◆ **PROBLEM DETAILS**: Set the listing down unchanged, minus every embedded image.

◆ **SUPPLIED INFORMATION**:
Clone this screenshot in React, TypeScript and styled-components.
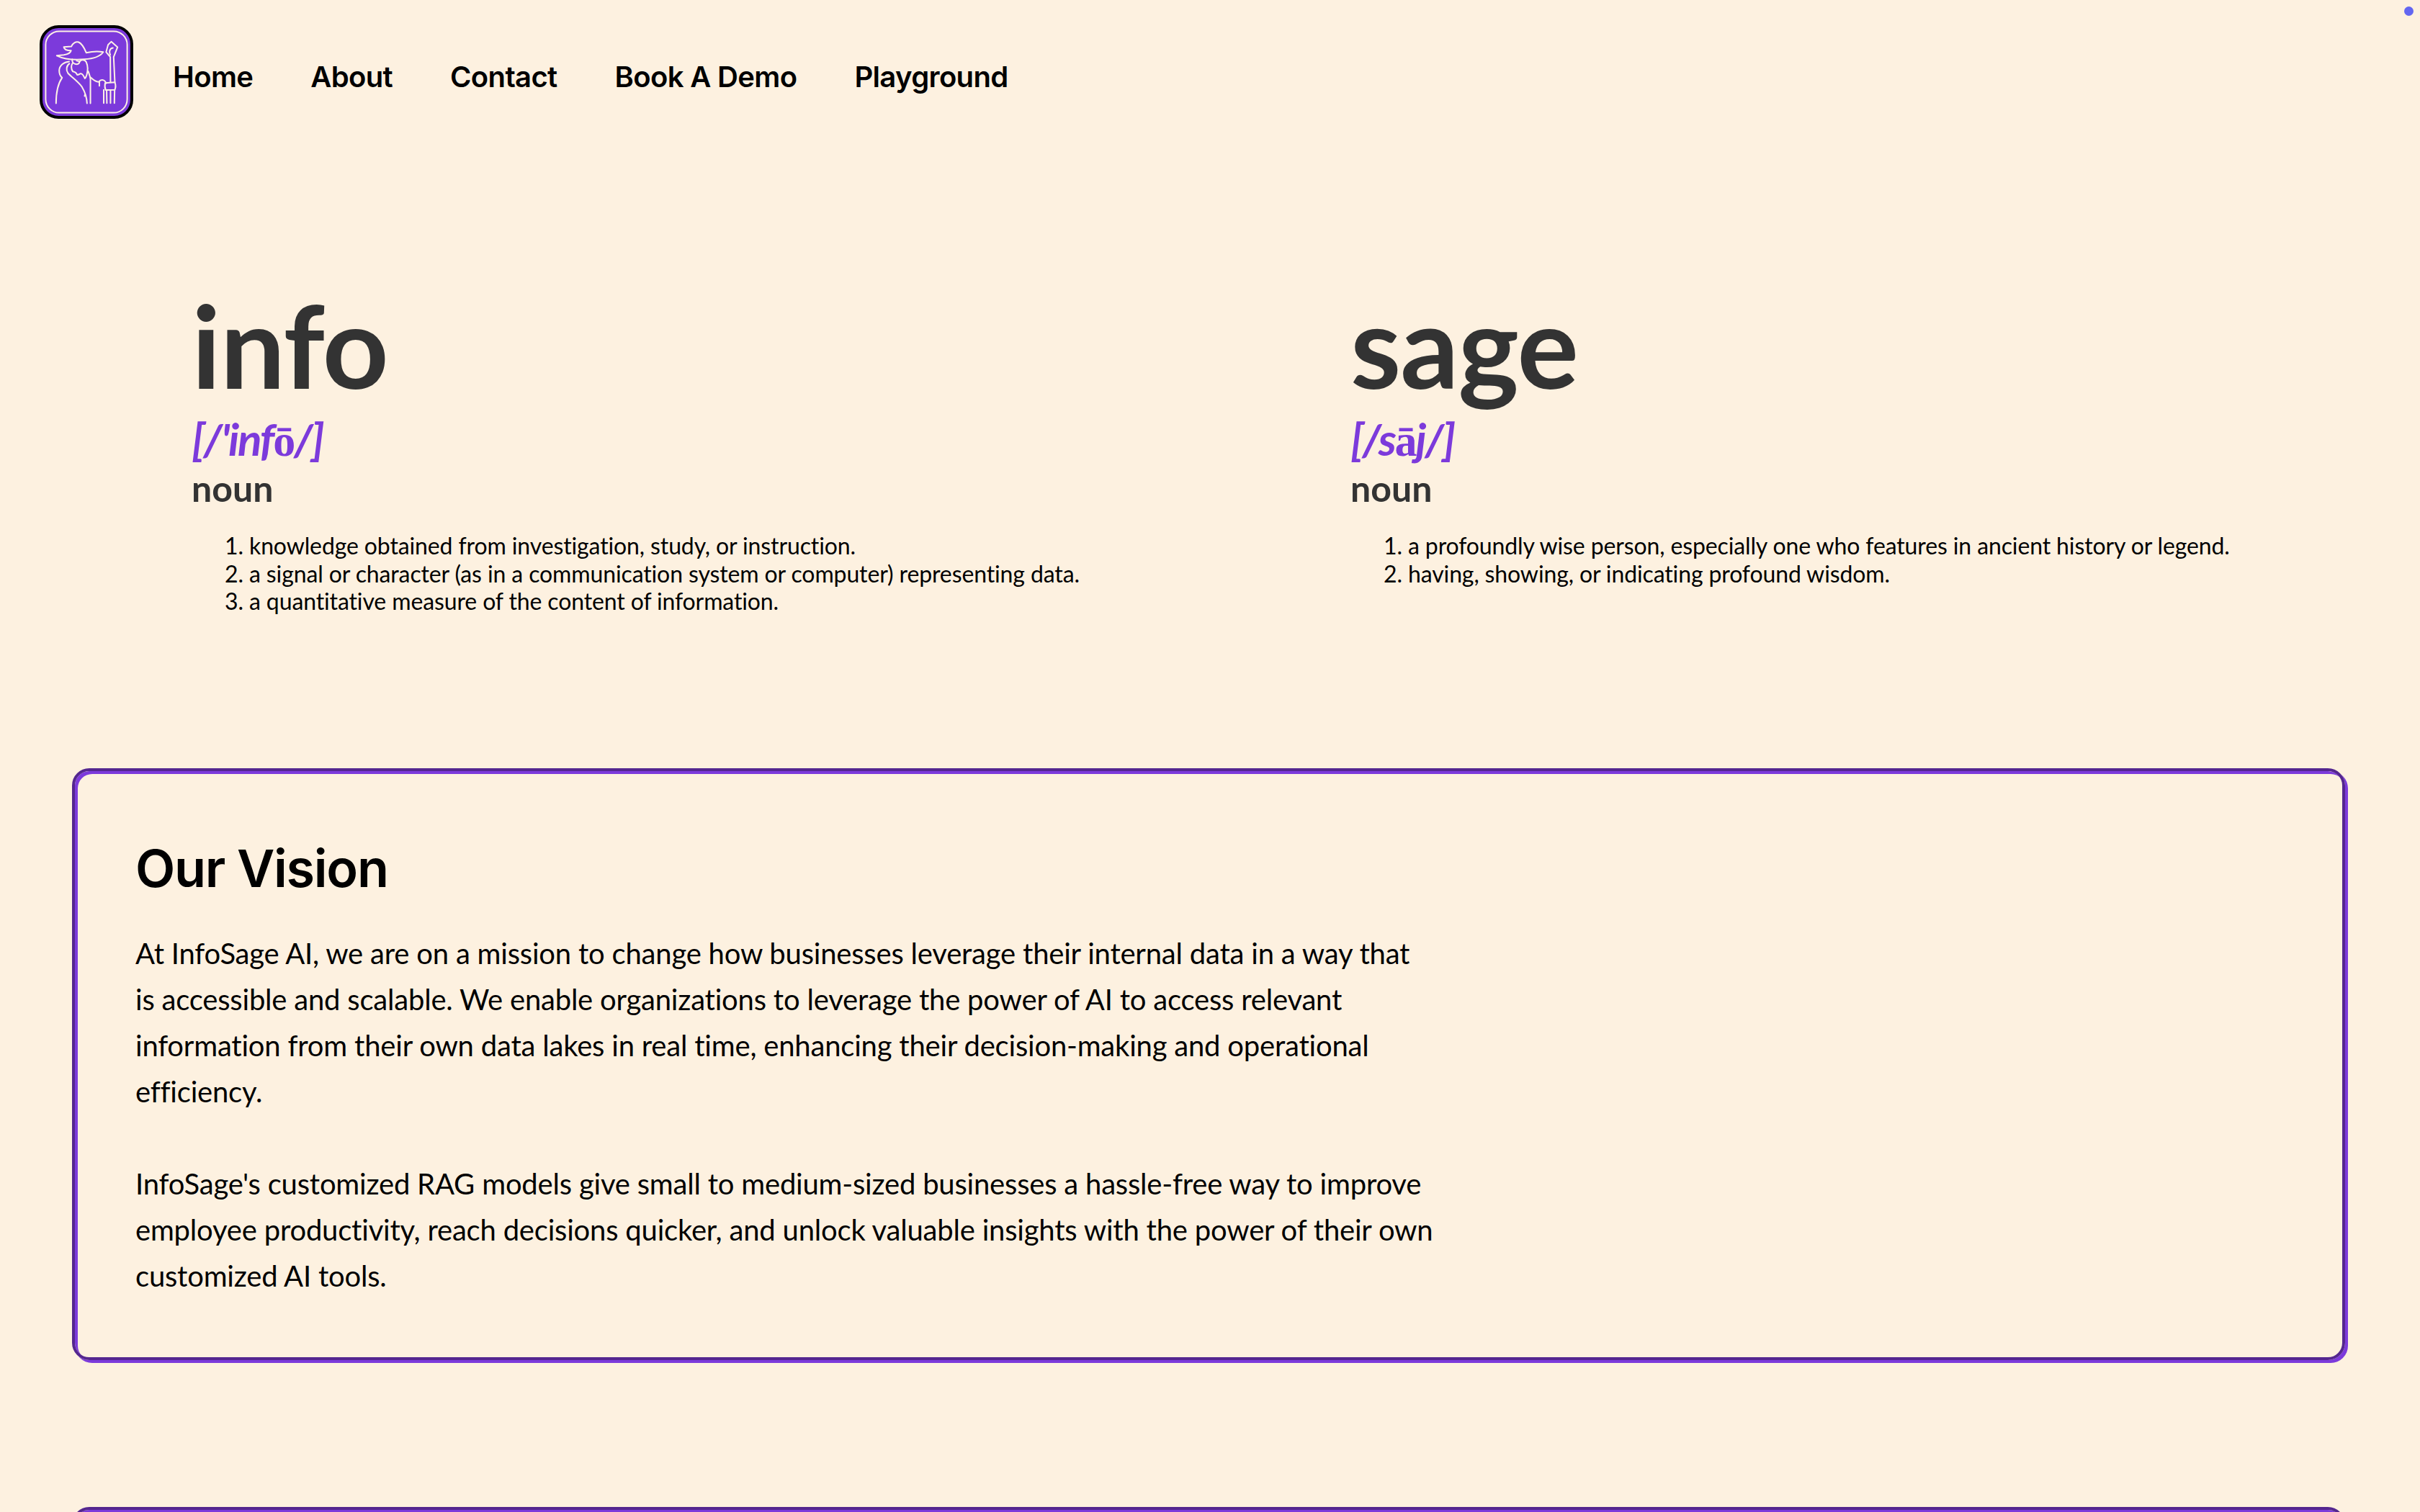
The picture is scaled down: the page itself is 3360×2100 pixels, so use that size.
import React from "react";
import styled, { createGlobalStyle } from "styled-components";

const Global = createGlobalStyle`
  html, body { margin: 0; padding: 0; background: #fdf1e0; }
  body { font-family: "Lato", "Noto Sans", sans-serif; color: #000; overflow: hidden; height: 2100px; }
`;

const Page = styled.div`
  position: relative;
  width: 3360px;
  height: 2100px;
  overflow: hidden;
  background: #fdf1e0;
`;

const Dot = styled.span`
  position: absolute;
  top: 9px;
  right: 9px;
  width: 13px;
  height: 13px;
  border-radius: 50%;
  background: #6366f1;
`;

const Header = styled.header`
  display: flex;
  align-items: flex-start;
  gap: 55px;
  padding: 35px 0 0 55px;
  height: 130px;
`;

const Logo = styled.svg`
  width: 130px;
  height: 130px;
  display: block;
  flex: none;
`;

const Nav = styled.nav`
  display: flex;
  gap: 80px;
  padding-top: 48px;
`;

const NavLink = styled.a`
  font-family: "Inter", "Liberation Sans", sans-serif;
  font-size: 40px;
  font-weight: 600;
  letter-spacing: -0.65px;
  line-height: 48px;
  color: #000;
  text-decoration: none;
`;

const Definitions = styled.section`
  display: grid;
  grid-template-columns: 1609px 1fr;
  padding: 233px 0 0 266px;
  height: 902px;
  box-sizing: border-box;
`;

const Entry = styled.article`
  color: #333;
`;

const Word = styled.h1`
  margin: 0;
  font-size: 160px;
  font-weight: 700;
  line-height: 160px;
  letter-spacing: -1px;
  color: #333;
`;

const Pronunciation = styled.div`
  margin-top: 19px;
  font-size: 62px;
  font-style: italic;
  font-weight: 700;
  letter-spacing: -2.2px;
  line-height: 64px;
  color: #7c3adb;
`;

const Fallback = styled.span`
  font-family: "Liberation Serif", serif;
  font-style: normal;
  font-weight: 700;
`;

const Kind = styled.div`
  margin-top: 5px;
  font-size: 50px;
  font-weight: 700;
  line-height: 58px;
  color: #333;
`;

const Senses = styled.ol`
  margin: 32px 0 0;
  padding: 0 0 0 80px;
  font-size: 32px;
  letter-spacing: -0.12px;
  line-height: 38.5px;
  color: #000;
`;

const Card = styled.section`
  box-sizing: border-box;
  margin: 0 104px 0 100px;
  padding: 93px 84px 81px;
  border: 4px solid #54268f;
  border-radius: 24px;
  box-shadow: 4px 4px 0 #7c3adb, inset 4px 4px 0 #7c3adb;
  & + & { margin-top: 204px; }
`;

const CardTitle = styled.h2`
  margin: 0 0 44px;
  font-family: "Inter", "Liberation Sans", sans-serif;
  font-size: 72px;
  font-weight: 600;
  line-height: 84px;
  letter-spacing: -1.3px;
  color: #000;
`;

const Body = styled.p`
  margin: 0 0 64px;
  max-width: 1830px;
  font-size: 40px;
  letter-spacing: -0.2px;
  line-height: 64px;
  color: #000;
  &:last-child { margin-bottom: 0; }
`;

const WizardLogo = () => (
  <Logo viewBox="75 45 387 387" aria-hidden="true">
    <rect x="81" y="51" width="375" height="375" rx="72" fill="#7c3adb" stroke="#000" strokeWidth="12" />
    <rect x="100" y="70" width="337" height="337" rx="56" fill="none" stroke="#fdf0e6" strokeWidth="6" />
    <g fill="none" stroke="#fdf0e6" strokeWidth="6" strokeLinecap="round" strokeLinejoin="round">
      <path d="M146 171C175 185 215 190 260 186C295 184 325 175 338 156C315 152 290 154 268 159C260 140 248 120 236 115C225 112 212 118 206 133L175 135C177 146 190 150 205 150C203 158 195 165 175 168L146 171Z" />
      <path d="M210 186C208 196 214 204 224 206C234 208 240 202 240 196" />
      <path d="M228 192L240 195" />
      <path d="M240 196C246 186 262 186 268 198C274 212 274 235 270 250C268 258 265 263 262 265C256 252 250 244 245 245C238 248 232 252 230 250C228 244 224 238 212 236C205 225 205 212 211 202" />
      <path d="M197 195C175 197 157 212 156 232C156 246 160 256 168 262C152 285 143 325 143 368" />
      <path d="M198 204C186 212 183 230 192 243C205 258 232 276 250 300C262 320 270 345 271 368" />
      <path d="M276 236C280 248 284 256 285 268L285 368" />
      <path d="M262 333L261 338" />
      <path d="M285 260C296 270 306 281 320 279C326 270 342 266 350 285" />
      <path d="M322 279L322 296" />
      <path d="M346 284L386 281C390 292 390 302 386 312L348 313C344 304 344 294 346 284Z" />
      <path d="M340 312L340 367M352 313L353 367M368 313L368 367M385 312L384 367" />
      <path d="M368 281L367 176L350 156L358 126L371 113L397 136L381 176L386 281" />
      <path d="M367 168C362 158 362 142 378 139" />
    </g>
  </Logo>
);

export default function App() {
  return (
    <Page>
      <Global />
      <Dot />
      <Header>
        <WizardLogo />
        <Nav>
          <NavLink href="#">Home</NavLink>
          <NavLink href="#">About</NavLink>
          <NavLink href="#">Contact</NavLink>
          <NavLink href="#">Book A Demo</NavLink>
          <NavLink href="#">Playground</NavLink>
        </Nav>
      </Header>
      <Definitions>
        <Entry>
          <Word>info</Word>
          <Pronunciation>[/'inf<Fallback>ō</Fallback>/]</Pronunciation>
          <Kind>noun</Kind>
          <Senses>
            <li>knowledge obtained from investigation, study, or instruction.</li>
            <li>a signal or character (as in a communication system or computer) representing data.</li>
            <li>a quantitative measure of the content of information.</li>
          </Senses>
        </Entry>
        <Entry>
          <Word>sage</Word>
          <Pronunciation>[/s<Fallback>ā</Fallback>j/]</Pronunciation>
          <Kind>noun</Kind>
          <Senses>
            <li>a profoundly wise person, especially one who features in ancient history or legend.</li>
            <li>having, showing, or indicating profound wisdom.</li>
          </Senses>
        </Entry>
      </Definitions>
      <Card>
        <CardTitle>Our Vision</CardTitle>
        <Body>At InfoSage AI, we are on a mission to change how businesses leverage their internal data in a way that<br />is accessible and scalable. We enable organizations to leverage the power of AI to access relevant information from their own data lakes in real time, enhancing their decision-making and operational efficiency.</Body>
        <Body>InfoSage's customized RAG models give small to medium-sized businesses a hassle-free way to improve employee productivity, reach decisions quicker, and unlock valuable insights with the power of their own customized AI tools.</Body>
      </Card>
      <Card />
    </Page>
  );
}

◆ **OUTPUT BELOW**:
Clone this screenshot in React, TypeScript and styled-components.
The picture is scaled down: the page itself is 3360×2100 pixels, so use that size.
import React from "react";
import styled, { createGlobalStyle } from "styled-components";

const Global = createGlobalStyle`
  html, body { margin: 0; padding: 0; background: #fdf1e0; }
  body { font-family: "Lato", "Noto Sans", sans-serif; color: #000; overflow: hidden; height: 2100px; }
`;

const Page = styled.div`
  position: relative;
  width: 3360px;
  height: 2100px;
  overflow: hidden;
  background: #fdf1e0;
`;

const Dot = styled.span`
  position: absolute;
  top: 9px;
  right: 9px;
  width: 13px;
  height: 13px;
  border-radius: 50%;
  background: #6366f1;
`;

const Header = styled.header`
  display: flex;
  align-items: flex-start;
  gap: 55px;
  padding: 35px 0 0 55px;
  height: 130px;
`;

const Logo = styled.svg`
  width: 130px;
  height: 130px;
  display: block;
  flex: none;
`;

const Nav = styled.nav`
  display: flex;
  gap: 80px;
  padding-top: 48px;
`;

const NavLink = styled.a`
  font-family: "Inter", "Liberation Sans", sans-serif;
  font-size: 40px;
  font-weight: 600;
  letter-spacing: -0.65px;
  line-height: 48px;
  color: #000;
  text-decoration: none;
`;

const Definitions = styled.section`
  display: grid;
  grid-template-columns: 1609px 1fr;
  padding: 233px 0 0 266px;
  height: 902px;
  box-sizing: border-box;
`;

const Entry = styled.article`
  color: #333;
`;

const Word = styled.h1`
  margin: 0;
  font-size: 160px;
  font-weight: 700;
  line-height: 160px;
  letter-spacing: -1px;
  color: #333;
`;

const Pronunciation = styled.div`
  margin-top: 19px;
  font-size: 62px;
  font-style: italic;
  font-weight: 700;
  letter-spacing: -2.2px;
  line-height: 64px;
  color: #7c3adb;
`;

const Fallback = styled.span`
  font-family: "Liberation Serif", serif;
  font-style: normal;
  font-weight: 700;
`;

const Kind = styled.div`
  margin-top: 5px;
  font-size: 50px;
  font-weight: 700;
  line-height: 58px;
  color: #333;
`;

const Senses = styled.ol`
  margin: 32px 0 0;
  padding: 0 0 0 80px;
  font-size: 32px;
  letter-spacing: -0.12px;
  line-height: 38.5px;
  color: #000;
`;

const Card = styled.section`
  box-sizing: border-box;
  margin: 0 104px 0 100px;
  padding: 93px 84px 81px;
  border: 4px solid #54268f;
  border-radius: 24px;
  box-shadow: 4px 4px 0 #7c3adb, inset 4px 4px 0 #7c3adb;
  & + & { margin-top: 204px; }
`;

const CardTitle = styled.h2`
  margin: 0 0 44px;
  font-family: "Inter", "Liberation Sans", sans-serif;
  font-size: 72px;
  font-weight: 600;
  line-height: 84px;
  letter-spacing: -1.3px;
  color: #000;
`;

const Body = styled.p`
  margin: 0 0 64px;
  max-width: 1830px;
  font-size: 40px;
  letter-spacing: -0.2px;
  line-height: 64px;
  color: #000;
  &:last-child { margin-bottom: 0; }
`;

const WizardLogo = () => (
  <Logo viewBox="75 45 387 387" aria-hidden="true">
    <rect x="81" y="51" width="375" height="375" rx="72" fill="#7c3adb" stroke="#000" strokeWidth="12" />
    <rect x="100" y="70" width="337" height="337" rx="56" fill="none" stroke="#fdf0e6" strokeWidth="6" />
    <g fill="none" stroke="#fdf0e6" strokeWidth="6" strokeLinecap="round" strokeLinejoin="round">
      <path d="M146 171C175 185 215 190 260 186C295 184 325 175 338 156C315 152 290 154 268 159C260 140 248 120 236 115C225 112 212 118 206 133L175 135C177 146 190 150 205 150C203 158 195 165 175 168L146 171Z" />
      <path d="M210 186C208 196 214 204 224 206C234 208 240 202 240 196" />
      <path d="M228 192L240 195" />
      <path d="M240 196C246 186 262 186 268 198C274 212 274 235 270 250C268 258 265 263 262 265C256 252 250 244 245 245C238 248 232 252 230 250C228 244 224 238 212 236C205 225 205 212 211 202" />
      <path d="M197 195C175 197 157 212 156 232C156 246 160 256 168 262C152 285 143 325 143 368" />
      <path d="M198 204C186 212 183 230 192 243C205 258 232 276 250 300C262 320 270 345 271 368" />
      <path d="M276 236C280 248 284 256 285 268L285 368" />
      <path d="M262 333L261 338" />
      <path d="M285 260C296 270 306 281 320 279C326 270 342 266 350 285" />
      <path d="M322 279L322 296" />
      <path d="M346 284L386 281C390 292 390 302 386 312L348 313C344 304 344 294 346 284Z" />
      <path d="M340 312L340 367M352 313L353 367M368 313L368 367M385 312L384 367" />
      <path d="M368 281L367 176L350 156L358 126L371 113L397 136L381 176L386 281" />
      <path d="M367 168C362 158 362 142 378 139" />
    </g>
  </Logo>
);

export default function App() {
  return (
    <Page>
      <Global />
      <Dot />
      <Header>
        <WizardLogo />
        <Nav>
          <NavLink href="#">Home</NavLink>
          <NavLink href="#">About</NavLink>
          <NavLink href="#">Contact</NavLink>
          <NavLink href="#">Book A Demo</NavLink>
          <NavLink href="#">Playground</NavLink>
        </Nav>
      </Header>
      <Definitions>
        <Entry>
          <Word>info</Word>
          <Pronunciation>[/'inf<Fallback>ō</Fallback>/]</Pronunciation>
          <Kind>noun</Kind>
          <Senses>
            <li>knowledge obtained from investigation, study, or instruction.</li>
            <li>a signal or character (as in a communication system or computer) representing data.</li>
            <li>a quantitative measure of the content of information.</li>
          </Senses>
        </Entry>
        <Entry>
          <Word>sage</Word>
          <Pronunciation>[/s<Fallback>ā</Fallback>j/]</Pronunciation>
          <Kind>noun</Kind>
          <Senses>
            <li>a profoundly wise person, especially one who features in ancient history or legend.</li>
            <li>having, showing, or indicating profound wisdom.</li>
          </Senses>
        </Entry>
      </Definitions>
      <Card>
        <CardTitle>Our Vision</CardTitle>
        <Body>At InfoSage AI, we are on a mission to change how businesses leverage their internal data in a way that<br />is accessible and scalable. We enable organizations to leverage the power of AI to access relevant information from their own data lakes in real time, enhancing their decision-making and operational efficiency.</Body>
        <Body>InfoSage's customized RAG models give small to medium-sized businesses a hassle-free way to improve employee productivity, reach decisions quicker, and unlock valuable insights with the power of their own customized AI tools.</Body>
      </Card>
      <Card />
    </Page>
  );
}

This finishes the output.